Where We Are, and Who We Become
I’ve lived in cities that never sleep and towns where silence is the default language. I’ve walked through Times Square at midnight and down dirt roads in northern New Mexico where the loudest sound is a crow’s wings slicing the air. And what I’ve come to believe is this: geography isn’t just a setting. It shapes us. It seeps into how we think, how we love, how we carry our solitude.
Loneliness, for me, is not just an emotion. It’s a landscape. It has terrain, temperature, weight. It looks different in New York than it does in Taos. And the longer I live — the longer I write — the more convinced I am that where we are has everything to do with how we feel.
Some places amplify our aloneness. Others soften it. And sometimes, we seek out certain geographies not to escape loneliness, but to understand it better.
The City and the Crowd
When I was younger, I lived in New York City. Like many writers, I was drawn to the chaos — the sense that something important was always happening, just out of reach.
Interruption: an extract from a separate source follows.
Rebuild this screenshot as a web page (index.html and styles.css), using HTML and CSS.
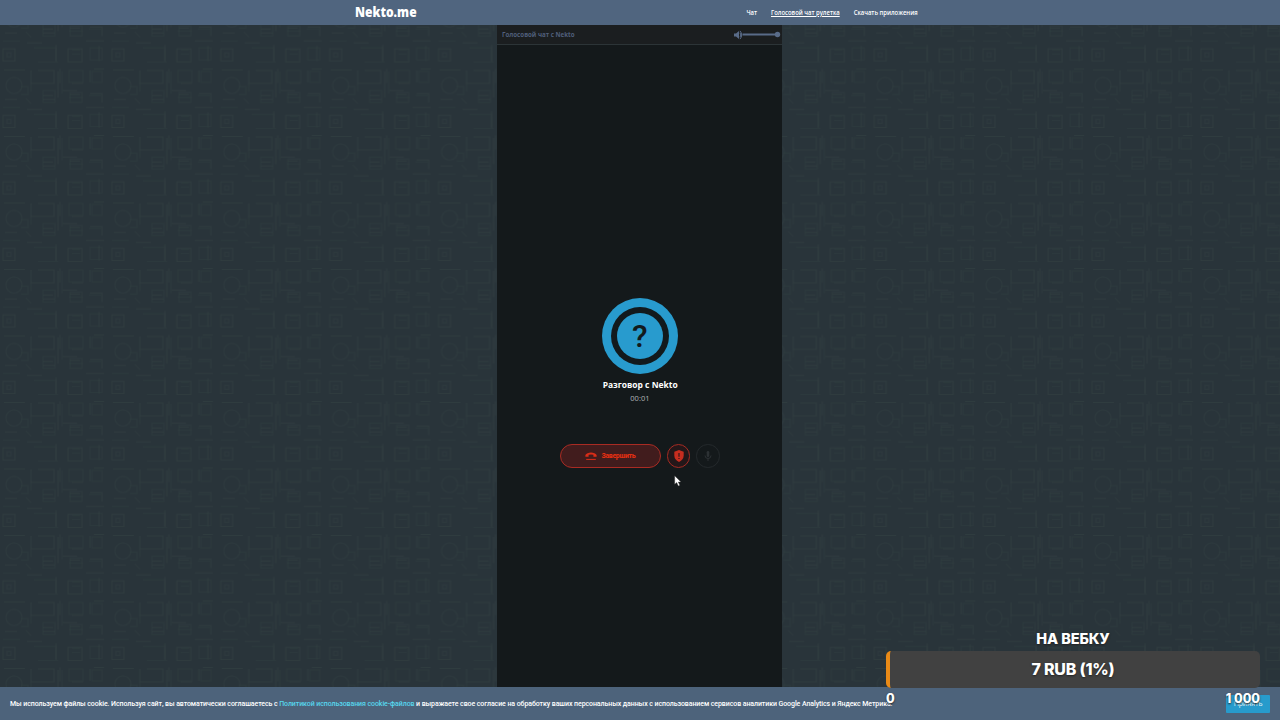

I spent my days working odd jobs and my nights in loud rooms, surrounded by people who were also pretending not to be lonely.
In cities, you’re never truly alone — but that doesn’t mean you aren’t lonely. In fact, I’ve often felt more isolated in a crowd than I ever have on a quiet mountainside. There’s something uniquely hollow about standing shoulder to shoulder with a thousand strangers, none of whom look at you, all of whom are rushing toward something you don’t fully understand.
Urban loneliness is a kind of performance. You learn to walk fast, talk confidently, look busy. You disguise your isolation with movement. You keep your headphones in, your head down, your calendar full. But at night, when the show is over, the silence in your apartment can feel cavernous.
And yet, I loved the city. I still do. It’s where my writing began to take shape, where I learned to observe, to document, to feel both invisible and deeply awake. The city sharpened my mind. But it also frayed something softer in me — something I didn’t fully recover until I left.
The Desert and the Silence
Now I live in the mountains outside Taos, New Mexico, in a small adobe house with creaking floors and wide, starlit skies. There are days when I don’t speak to another person. There are weeks when my only real conversations are with the pages of my notebook. Out here, loneliness has a different flavor — slower, quieter, more reflective.
Rural loneliness doesn’t hide behind noise. It walks beside you, like a shadow. But in its stillness, there is clarity. Out here, I’ve learned to listen — not just to the wind or the coyotes or the sound of my own breath, but to the parts of myself that city life drowned out.
This place doesn’t ask anything of me. It doesn’t care if I’m productive, connected, impressive. It just is. And in that simplicity, I’ve found a kind of companionship I didn’t expect — with the land, with my memories, with the long, patient work of being human.
Choosing Our Loneliness
We don’t always get to choose where we live. Sometimes, geography is shaped by family, by finances, by work. But we do, at some point, choose how to relate to the places we inhabit. We choose whether to let them numb us or awaken us. We choose whether to escape into them or emerge from them more whole.
For years, I thought of loneliness as a failure — as something to fix or flee. Now I see it as a companion, one that changes depending on where I am. In the city, it hums like a fluorescent light, constant and unnoticed until night falls. In the desert, it drips slowly, like snowmelt — quiet but present, asking me to sit with it, to know it.
Place doesn’t cure loneliness. But it does give it shape. And once something has shape, it can be named, examined, even embraced.
A Different Kind of Connection
There’s a popular belief that connection happens best in cities — where people are close, where opportunity buzzes. But I’ve found some of my deepest connections in remote places — not just with people, but with myself, with nature, with the stories I carry.
When we remove the constant input — the screens, the sirens, the social obligations — we’re left with something raw and honest. That can be frightening. But it can also be freeing. Because loneliness isn’t always a void. Sometimes, it’s a doorway.
In the quiet, I’ve reconnected with the parts of myself that don’t need to be seen to feel real. In the mountains, I’ve remembered that attention — not affection — is the first language of love. And in the geography of loneliness, I’ve begun to map something more enduring: the inner landscape of presence.
Closing the Distance
We talk about loneliness as if it’s always a problem. But I’ve come to believe it’s a teacher — one that reveals what we long for, and where we’ve stopped listening. The city taught me how to see. The desert taught me how to stay. And both taught me that no matter where we are, we’re always carrying pieces of the other — the crowd and the quiet, the noise and the stillness.
Maybe the work isn’t to escape loneliness, but to understand what it’s trying to show us — about our needs, our rhythms, and the places that help us become ourselves.